I. Why a department needs a creed

Most bodies of work are organized around an author. Ours is not. The DevPsyche mandate is explicit: we do not read these texts as authors but as a living curriculum that must transmit cleanly. That single move — from authorship to transmission — changes everything about how the work is judged. An author is measured by originality and acclaim. A transmission is measured by whether it arrives intact in another body and can be carried onward. The first is a competitive genre. The second is a lineage genre. They are different rooms, and this department works in the second one.

We say this without reference to the first. Competition presupposes equals — it requires rivals to measure against. But a lineage does not measure against rivals; it measures against a standard, and the standard is internal and absolute. This is the humility at the root of the department: not we are better than others, but others are not the measure at all. We did this work to serve. What we are measured by is whether the serving transmits.

II. What we actually do

The verb is tradere — to hand down, to deliver across, to transmit. It is the root of the word tradition itself. To engage in traditio is to receive what came before and pass it onward. This is the literal description of the founder's gift: receiving lineages — developmental psychology, Spiral Dynamics, Kegan, Dabrowski, Appreciative Inquiry, the contemplative and somatic traditions — and passing them through a living synthesis that does something to them on the way through.

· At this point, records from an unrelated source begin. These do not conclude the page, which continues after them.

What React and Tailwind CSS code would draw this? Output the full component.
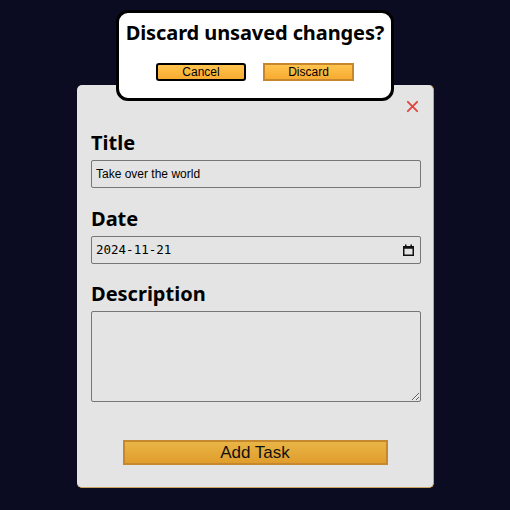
import React from 'react';

const heading = { fontFamily: '"Noto Sans", sans-serif' };

export default function App() {
  return (
    <div className="relative w-[510px] h-[510px] bg-[#0b0b22] overflow-hidden" style={{ fontFamily: '"Liberation Sans", Arial, sans-serif' }}>
      {/* Task form panel */}
      <div className="absolute left-[77px] top-[85px] w-[357px] h-[403px] bg-[#e4e4e4] rounded-[5px] border-b border-r border-[#c9a561] px-[14px]">
        <button className="absolute right-[14px] top-[15px] text-[#e0453f]">
          <svg width="13" height="13" viewBox="0 0 14 14" stroke="currentColor" strokeWidth="2" strokeLinecap="round">
            <path d="M2 2 L12 12 M12 2 L2 12" />
          </svg>
        </button>
        <form className="flex flex-col pt-[45px]">
          <label className="text-[20px] font-bold text-black leading-[26px]" style={heading}>Title</label>
          <input
            type="text"
            defaultValue="Take over the world"
            className="mt-[4px] h-[28px] w-[330px] border border-[#767676] rounded-[2px] bg-transparent px-[4px] text-[12px] text-black"
          />
          <label className="mt-[18px] text-[20px] font-bold text-black leading-[26px]" style={heading}>Date</label>
          <div className="mt-[4px] h-[28px] w-[330px] border border-[#767676] rounded-[2px] flex items-center justify-between pl-[4px] pr-[6px]">
            <span className="text-[12.5px] text-black" style={{ fontFamily: '"DejaVu Sans Mono", monospace' }}>2024-11-21</span>
            <svg width="11" height="12" viewBox="0 0 11 12">
              <rect x="0.75" y="2.75" width="9.5" height="8.5" fill="none" stroke="#111" strokeWidth="1.5" />
              <rect x="0.75" y="2.75" width="9.5" height="2" fill="#111" />
              <rect x="2" y="0.5" width="1.5" height="3" fill="#111" />
              <rect x="7.5" y="0.5" width="1.5" height="3" fill="#111" />
            </svg>
          </div>
          <label className="mt-[17px] text-[20px] font-bold text-black leading-[26px]" style={heading}>Description</label>
          <textarea
            className="mt-[4px] h-[91px] w-[330px] border border-[#767676] rounded-[2px] bg-transparent resize-y"
          />
          <button
            type="button"
            className="mt-[38px] self-center w-[265px] h-[25px] bg-gradient-to-b from-[#e8b545] to-[#e09d2c] border-2 border-[#c6882f] text-[17px] leading-none text-[#111]"
          >
            Add Task
          </button>
        </form>
      </div>

      {/* Confirm dialog */}
      <div className="absolute left-[116px] top-[10px] w-[278px] h-[91px] bg-white border-[3px] border-black rounded-[12px] flex flex-col items-center">
        <h2 className="mt-[7px] whitespace-nowrap text-[20px] font-bold text-black leading-[26px] tracking-[-0.1px]" style={heading}>
          Discard unsaved changes?
        </h2>
        <div className="mt-[17px] flex gap-[17px]">
          <button className="w-[90px] h-[18px] bg-gradient-to-b from-[#ffc44d] to-[#f8ab30] border-2 border-black rounded-[3px] text-[12px] leading-none text-black">
            Cancel
          </button>
          <button className="w-[91px] h-[18px] bg-gradient-to-b from-[#ffc44d] to-[#f8ab30] border-2 border-[#c7872f] text-[12px] leading-none text-black">
            Discard
          </button>
        </div>
      </div>
    </div>
  );
}
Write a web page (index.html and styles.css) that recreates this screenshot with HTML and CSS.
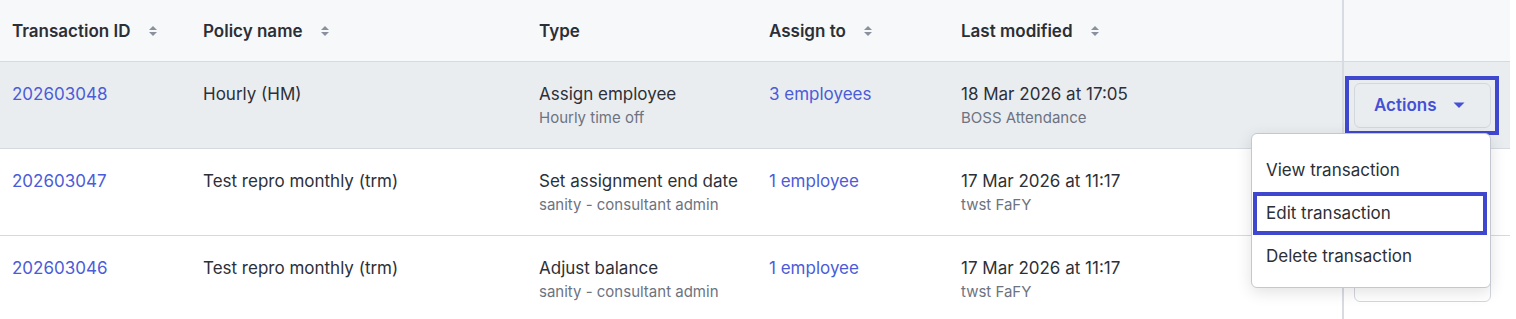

The crucial word is living. A photocopier also receives and passes on, and we are not a photocopier. A living transmission is changed in transit — not distorted, but metabolized: clarified, embodied, made teachable. The question is how to change a thing exactly as much as it must change to live, and not one degree more. That is what the four qualities govern.

III. The four qualities

A transmission is alive when it meets four standards. They are not a checklist laid over the work; they are the four conditions that distinguish living transmission from mere copying.

Coherence. Does it hold together as one thing? A coherent transmission has no internal war — its parts point the same direction. This is the spine of the work itself: prosperity, health, and growth are all states of coherence, of a system losing little energy to internal friction. A teaching that contradicts itself across chapters has not yet cohered. Coherence points inward — the transmission is true to itself.

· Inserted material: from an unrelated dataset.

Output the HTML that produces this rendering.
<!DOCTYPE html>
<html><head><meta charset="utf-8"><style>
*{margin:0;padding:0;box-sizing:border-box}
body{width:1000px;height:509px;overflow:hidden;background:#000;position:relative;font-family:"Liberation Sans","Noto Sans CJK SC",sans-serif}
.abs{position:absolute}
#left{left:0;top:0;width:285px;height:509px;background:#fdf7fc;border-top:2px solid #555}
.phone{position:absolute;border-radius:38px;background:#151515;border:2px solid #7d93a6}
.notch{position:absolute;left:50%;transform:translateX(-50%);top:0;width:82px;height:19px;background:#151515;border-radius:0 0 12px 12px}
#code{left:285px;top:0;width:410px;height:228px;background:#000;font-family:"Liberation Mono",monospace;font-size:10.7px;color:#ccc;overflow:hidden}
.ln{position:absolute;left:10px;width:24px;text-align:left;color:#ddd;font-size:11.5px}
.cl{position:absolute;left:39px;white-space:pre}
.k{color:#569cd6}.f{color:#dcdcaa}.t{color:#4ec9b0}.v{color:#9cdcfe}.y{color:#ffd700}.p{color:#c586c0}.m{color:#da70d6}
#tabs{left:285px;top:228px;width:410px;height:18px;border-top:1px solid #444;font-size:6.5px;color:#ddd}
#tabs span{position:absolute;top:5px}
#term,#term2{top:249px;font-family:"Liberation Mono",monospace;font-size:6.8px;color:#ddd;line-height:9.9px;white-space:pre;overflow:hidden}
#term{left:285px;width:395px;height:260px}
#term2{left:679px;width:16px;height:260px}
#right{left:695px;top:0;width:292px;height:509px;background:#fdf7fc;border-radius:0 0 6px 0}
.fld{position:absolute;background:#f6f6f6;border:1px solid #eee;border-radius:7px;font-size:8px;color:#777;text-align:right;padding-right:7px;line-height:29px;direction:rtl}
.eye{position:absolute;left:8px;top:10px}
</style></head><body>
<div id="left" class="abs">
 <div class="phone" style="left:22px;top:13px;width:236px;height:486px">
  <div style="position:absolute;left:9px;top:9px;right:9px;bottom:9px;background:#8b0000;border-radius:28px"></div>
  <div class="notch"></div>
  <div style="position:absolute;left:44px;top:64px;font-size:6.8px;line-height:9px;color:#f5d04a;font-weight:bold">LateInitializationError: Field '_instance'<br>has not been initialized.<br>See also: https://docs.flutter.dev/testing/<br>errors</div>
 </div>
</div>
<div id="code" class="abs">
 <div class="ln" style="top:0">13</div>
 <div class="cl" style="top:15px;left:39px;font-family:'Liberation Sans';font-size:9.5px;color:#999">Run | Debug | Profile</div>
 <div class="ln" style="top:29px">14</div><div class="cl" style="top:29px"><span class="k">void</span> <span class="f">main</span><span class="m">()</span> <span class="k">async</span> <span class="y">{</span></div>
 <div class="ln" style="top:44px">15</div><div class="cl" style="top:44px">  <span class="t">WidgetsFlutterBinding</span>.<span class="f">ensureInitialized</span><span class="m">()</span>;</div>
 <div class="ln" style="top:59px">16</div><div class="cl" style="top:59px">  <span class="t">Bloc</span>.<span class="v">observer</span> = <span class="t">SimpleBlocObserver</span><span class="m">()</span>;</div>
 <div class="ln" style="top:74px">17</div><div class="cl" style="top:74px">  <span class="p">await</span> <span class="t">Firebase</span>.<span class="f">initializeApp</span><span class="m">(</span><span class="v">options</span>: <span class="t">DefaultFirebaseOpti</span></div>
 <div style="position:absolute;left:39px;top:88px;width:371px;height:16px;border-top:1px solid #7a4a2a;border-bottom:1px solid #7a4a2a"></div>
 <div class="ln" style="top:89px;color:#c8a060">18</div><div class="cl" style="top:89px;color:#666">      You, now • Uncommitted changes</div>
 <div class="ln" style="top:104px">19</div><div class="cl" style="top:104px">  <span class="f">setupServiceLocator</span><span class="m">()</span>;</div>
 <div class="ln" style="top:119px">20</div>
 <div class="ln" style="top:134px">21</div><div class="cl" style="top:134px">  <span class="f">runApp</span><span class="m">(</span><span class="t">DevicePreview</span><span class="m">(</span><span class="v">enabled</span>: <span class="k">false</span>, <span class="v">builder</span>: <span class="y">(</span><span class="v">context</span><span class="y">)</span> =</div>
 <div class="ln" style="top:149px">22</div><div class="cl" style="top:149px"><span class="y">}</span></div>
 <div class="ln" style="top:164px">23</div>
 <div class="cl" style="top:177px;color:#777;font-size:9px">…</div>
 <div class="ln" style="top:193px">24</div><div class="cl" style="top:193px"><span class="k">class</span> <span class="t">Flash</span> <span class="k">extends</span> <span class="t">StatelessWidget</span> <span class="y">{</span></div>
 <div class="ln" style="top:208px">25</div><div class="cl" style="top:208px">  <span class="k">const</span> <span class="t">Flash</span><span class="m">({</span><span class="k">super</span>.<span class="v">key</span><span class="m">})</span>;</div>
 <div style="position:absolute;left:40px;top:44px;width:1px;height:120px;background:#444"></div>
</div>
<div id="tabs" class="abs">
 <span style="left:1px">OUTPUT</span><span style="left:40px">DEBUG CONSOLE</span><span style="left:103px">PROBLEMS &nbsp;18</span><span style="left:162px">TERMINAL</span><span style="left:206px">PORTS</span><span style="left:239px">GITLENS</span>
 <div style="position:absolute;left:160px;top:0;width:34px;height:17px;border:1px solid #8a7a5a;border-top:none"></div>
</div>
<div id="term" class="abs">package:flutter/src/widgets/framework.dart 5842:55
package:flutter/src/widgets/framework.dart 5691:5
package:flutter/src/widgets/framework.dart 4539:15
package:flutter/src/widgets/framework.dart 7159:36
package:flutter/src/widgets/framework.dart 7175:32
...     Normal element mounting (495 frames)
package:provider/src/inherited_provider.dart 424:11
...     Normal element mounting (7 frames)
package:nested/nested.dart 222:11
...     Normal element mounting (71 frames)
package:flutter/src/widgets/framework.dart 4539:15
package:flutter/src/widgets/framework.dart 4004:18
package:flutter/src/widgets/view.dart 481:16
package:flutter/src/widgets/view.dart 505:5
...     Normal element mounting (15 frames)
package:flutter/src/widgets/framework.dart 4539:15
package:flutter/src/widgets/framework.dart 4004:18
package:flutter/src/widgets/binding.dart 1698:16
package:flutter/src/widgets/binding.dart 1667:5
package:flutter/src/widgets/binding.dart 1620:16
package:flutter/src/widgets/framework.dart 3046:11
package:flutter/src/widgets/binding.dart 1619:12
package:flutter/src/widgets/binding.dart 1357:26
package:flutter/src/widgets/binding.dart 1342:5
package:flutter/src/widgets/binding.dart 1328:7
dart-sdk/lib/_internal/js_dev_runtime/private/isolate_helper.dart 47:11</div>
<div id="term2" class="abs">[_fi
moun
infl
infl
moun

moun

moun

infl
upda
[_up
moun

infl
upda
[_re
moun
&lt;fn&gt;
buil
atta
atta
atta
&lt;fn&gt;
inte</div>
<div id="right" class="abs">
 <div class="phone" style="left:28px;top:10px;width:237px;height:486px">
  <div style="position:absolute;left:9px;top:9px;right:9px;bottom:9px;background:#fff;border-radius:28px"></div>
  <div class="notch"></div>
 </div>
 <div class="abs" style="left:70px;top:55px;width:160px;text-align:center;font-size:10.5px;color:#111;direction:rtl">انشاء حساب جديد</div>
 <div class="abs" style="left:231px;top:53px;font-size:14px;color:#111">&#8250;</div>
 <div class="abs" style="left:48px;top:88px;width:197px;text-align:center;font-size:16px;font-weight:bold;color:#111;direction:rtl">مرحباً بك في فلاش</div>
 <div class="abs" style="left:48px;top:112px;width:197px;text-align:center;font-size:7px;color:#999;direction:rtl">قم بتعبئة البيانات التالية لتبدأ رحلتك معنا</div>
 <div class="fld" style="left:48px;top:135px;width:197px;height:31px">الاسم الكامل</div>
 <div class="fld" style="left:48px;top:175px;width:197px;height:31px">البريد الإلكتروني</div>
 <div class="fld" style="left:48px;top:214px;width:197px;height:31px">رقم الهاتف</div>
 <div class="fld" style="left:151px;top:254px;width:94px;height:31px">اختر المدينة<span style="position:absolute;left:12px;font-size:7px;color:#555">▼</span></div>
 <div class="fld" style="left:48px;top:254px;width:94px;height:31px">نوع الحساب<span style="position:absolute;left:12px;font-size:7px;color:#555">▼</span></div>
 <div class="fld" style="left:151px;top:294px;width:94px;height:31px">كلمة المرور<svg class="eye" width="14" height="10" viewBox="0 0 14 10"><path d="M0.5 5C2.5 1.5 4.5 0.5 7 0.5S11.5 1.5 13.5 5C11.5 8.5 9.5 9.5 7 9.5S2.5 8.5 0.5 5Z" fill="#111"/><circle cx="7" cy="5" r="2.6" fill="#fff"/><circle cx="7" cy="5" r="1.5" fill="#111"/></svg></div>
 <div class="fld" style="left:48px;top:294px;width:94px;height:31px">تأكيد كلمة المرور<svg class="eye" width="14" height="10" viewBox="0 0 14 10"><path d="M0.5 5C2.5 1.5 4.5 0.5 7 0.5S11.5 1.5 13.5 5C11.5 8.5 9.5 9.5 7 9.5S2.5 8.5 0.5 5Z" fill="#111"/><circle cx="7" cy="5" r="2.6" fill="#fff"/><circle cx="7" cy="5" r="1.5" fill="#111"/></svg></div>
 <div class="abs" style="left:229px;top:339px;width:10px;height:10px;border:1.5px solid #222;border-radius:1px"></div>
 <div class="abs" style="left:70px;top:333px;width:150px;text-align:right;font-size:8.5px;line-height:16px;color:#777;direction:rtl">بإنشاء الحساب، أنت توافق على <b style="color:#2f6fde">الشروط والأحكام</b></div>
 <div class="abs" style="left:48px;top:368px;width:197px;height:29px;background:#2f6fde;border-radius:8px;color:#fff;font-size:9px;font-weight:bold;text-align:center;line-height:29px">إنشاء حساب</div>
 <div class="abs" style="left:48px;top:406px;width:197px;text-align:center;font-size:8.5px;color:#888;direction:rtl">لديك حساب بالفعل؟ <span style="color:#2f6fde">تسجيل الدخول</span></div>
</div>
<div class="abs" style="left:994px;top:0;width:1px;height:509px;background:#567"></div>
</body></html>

Fidelity. Is it true to the lineage it came through? Fidelity is the debt to the source. When we carry Kegan or Dabrowski or a grandmother's hands at a piano, we owe it accuracy of inheritance — we do not put words in the ancestors' mouths or claim their insights as inventions. Fidelity points backward — the transmission is true to where it came from.

Accuracy. Is it true to what is real? Where fidelity honors the source, accuracy honors the world. Every mechanism we name must match the evidence; every claim about the body or the nervous system must survive contact with the science. This is why the work is cited, not asserted. Accuracy points outward — the transmission is true to reality.

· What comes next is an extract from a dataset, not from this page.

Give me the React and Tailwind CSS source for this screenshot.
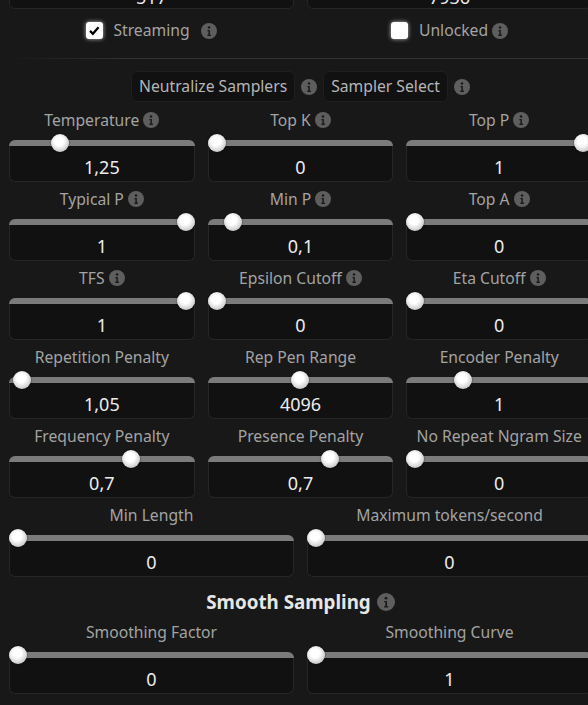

Embodiment. Does it reach the tissue? This is the quality that makes the other three living rather than theoretical. A teaching can be coherent, faithful, and accurate and still be inert — an idea that never arrives in a body. Embodiment is the ground the other three stand on, because in this lineage the body is not a topic; it is the medium. A transmission that does not reach the tissue has not transmitted. Embodiment is where the other three become one — the non-dual fold in which backward, outward, and inward collapse into a single act in a single body.

Three of the qualities are directions of truth: fidelity (backward), accuracy (outward), coherence (inward). The fourth, embodiment, is not a fourth direction — it is the body in which the three directions become one motion. This is why the creed names it differently in the Latin.

IV. The Latin, and why we chose it

Tradimus in corpore.

We hand down — in the body.

Tradimus is the first-person plural of tradere: “we hand down,” “we transmit,” “we deliver across.” We chose it over any verb of competition or authorship because it names the actual act of the department — the lineage act, the traditio. It is also plural on purpose: this is not one author's voice but a department's — a standard held in common.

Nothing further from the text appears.